* _The task_: Print the listing below in its entirety, character for character.

* _Data extract_:
○ ○ ○ ○

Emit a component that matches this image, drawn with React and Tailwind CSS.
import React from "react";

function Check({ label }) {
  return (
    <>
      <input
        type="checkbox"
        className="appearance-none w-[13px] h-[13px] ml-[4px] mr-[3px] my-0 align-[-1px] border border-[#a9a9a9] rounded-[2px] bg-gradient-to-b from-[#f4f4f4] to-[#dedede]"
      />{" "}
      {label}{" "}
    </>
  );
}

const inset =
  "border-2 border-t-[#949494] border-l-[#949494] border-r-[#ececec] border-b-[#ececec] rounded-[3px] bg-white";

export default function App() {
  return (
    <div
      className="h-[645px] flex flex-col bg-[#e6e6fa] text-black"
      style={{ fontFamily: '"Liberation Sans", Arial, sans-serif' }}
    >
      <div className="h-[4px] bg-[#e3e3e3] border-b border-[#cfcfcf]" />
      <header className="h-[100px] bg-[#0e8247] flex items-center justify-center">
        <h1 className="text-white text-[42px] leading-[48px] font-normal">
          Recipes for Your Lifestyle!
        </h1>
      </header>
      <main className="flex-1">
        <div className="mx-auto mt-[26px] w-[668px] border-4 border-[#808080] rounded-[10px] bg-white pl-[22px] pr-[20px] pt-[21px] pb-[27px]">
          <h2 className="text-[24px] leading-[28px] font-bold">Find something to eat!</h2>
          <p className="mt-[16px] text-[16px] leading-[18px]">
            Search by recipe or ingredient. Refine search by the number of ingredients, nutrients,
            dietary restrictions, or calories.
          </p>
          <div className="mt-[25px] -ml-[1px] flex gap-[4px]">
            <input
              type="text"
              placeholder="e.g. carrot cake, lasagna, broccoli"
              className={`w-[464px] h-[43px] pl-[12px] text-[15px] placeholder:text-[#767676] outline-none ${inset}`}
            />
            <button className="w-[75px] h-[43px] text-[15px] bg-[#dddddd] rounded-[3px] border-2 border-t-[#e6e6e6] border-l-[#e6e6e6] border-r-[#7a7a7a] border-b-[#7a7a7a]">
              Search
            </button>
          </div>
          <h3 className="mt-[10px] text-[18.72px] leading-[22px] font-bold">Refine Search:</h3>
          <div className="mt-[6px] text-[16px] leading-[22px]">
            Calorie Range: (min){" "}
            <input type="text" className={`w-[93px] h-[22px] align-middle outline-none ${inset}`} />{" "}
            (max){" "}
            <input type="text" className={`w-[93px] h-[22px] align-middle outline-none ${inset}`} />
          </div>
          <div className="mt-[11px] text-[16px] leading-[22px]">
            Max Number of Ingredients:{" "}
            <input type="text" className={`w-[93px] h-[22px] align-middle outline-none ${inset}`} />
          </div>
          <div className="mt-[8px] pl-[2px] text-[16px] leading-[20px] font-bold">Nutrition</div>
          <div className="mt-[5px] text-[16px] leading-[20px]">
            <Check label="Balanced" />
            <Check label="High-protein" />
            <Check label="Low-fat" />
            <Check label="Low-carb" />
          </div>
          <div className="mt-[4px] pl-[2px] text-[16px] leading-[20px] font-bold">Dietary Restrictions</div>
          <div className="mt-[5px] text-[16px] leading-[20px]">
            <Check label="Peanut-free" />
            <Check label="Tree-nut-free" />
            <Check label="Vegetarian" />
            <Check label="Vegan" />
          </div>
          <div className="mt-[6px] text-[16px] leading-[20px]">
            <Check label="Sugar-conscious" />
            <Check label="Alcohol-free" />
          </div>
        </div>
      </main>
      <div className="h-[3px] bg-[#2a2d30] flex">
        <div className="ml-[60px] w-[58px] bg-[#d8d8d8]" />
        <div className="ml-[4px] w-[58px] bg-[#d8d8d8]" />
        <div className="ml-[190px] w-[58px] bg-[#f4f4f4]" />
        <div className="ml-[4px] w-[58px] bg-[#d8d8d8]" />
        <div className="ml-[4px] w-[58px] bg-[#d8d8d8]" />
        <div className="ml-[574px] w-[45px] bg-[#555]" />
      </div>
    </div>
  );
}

○ ○ ○ ○

* _Task result_:
Emit a component that matches this image, drawn with React and Tailwind CSS.
import React from "react";

function Check({ label }) {
  return (
    <>
      <input
        type="checkbox"
        className="appearance-none w-[13px] h-[13px] ml-[4px] mr-[3px] my-0 align-[-1px] border border-[#a9a9a9] rounded-[2px] bg-gradient-to-b from-[#f4f4f4] to-[#dedede]"
      />{" "}
      {label}{" "}
    </>
  );
}

const inset =
  "border-2 border-t-[#949494] border-l-[#949494] border-r-[#ececec] border-b-[#ececec] rounded-[3px] bg-white";

export default function App() {
  return (
    <div
      className="h-[645px] flex flex-col bg-[#e6e6fa] text-black"
      style={{ fontFamily: '"Liberation Sans", Arial, sans-serif' }}
    >
      <div className="h-[4px] bg-[#e3e3e3] border-b border-[#cfcfcf]" />
      <header className="h-[100px] bg-[#0e8247] flex items-center justify-center">
        <h1 className="text-white text-[42px] leading-[48px] font-normal">
          Recipes for Your Lifestyle!
        </h1>
      </header>
      <main className="flex-1">
        <div className="mx-auto mt-[26px] w-[668px] border-4 border-[#808080] rounded-[10px] bg-white pl-[22px] pr-[20px] pt-[21px] pb-[27px]">
          <h2 className="text-[24px] leading-[28px] font-bold">Find something to eat!</h2>
          <p className="mt-[16px] text-[16px] leading-[18px]">
            Search by recipe or ingredient. Refine search by the number of ingredients, nutrients,
            dietary restrictions, or calories.
          </p>
          <div className="mt-[25px] -ml-[1px] flex gap-[4px]">
            <input
              type="text"
              placeholder="e.g. carrot cake, lasagna, broccoli"
              className={`w-[464px] h-[43px] pl-[12px] text-[15px] placeholder:text-[#767676] outline-none ${inset}`}
            />
            <button className="w-[75px] h-[43px] text-[15px] bg-[#dddddd] rounded-[3px] border-2 border-t-[#e6e6e6] border-l-[#e6e6e6] border-r-[#7a7a7a] border-b-[#7a7a7a]">
              Search
            </button>
          </div>
          <h3 className="mt-[10px] text-[18.72px] leading-[22px] font-bold">Refine Search:</h3>
          <div className="mt-[6px] text-[16px] leading-[22px]">
            Calorie Range: (min){" "}
            <input type="text" className={`w-[93px] h-[22px] align-middle outline-none ${inset}`} />{" "}
            (max){" "}
            <input type="text" className={`w-[93px] h-[22px] align-middle outline-none ${inset}`} />
          </div>
          <div className="mt-[11px] text-[16px] leading-[22px]">
            Max Number of Ingredients:{" "}
            <input type="text" className={`w-[93px] h-[22px] align-middle outline-none ${inset}`} />
          </div>
          <div className="mt-[8px] pl-[2px] text-[16px] leading-[20px] font-bold">Nutrition</div>
          <div className="mt-[5px] text-[16px] leading-[20px]">
            <Check label="Balanced" />
            <Check label="High-protein" />
            <Check label="Low-fat" />
            <Check label="Low-carb" />
          </div>
          <div className="mt-[4px] pl-[2px] text-[16px] leading-[20px] font-bold">Dietary Restrictions</div>
          <div className="mt-[5px] text-[16px] leading-[20px]">
            <Check label="Peanut-free" />
            <Check label="Tree-nut-free" />
            <Check label="Vegetarian" />
            <Check label="Vegan" />
          </div>
          <div className="mt-[6px] text-[16px] leading-[20px]">
            <Check label="Sugar-conscious" />
            <Check label="Alcohol-free" />
          </div>
        </div>
      </main>
      <div className="h-[3px] bg-[#2a2d30] flex">
        <div className="ml-[60px] w-[58px] bg-[#d8d8d8]" />
        <div className="ml-[4px] w-[58px] bg-[#d8d8d8]" />
        <div className="ml-[190px] w-[58px] bg-[#f4f4f4]" />
        <div className="ml-[4px] w-[58px] bg-[#d8d8d8]" />
        <div className="ml-[4px] w-[58px] bg-[#d8d8d8]" />
        <div className="ml-[574px] w-[45px] bg-[#555]" />
      </div>
    </div>
  );
}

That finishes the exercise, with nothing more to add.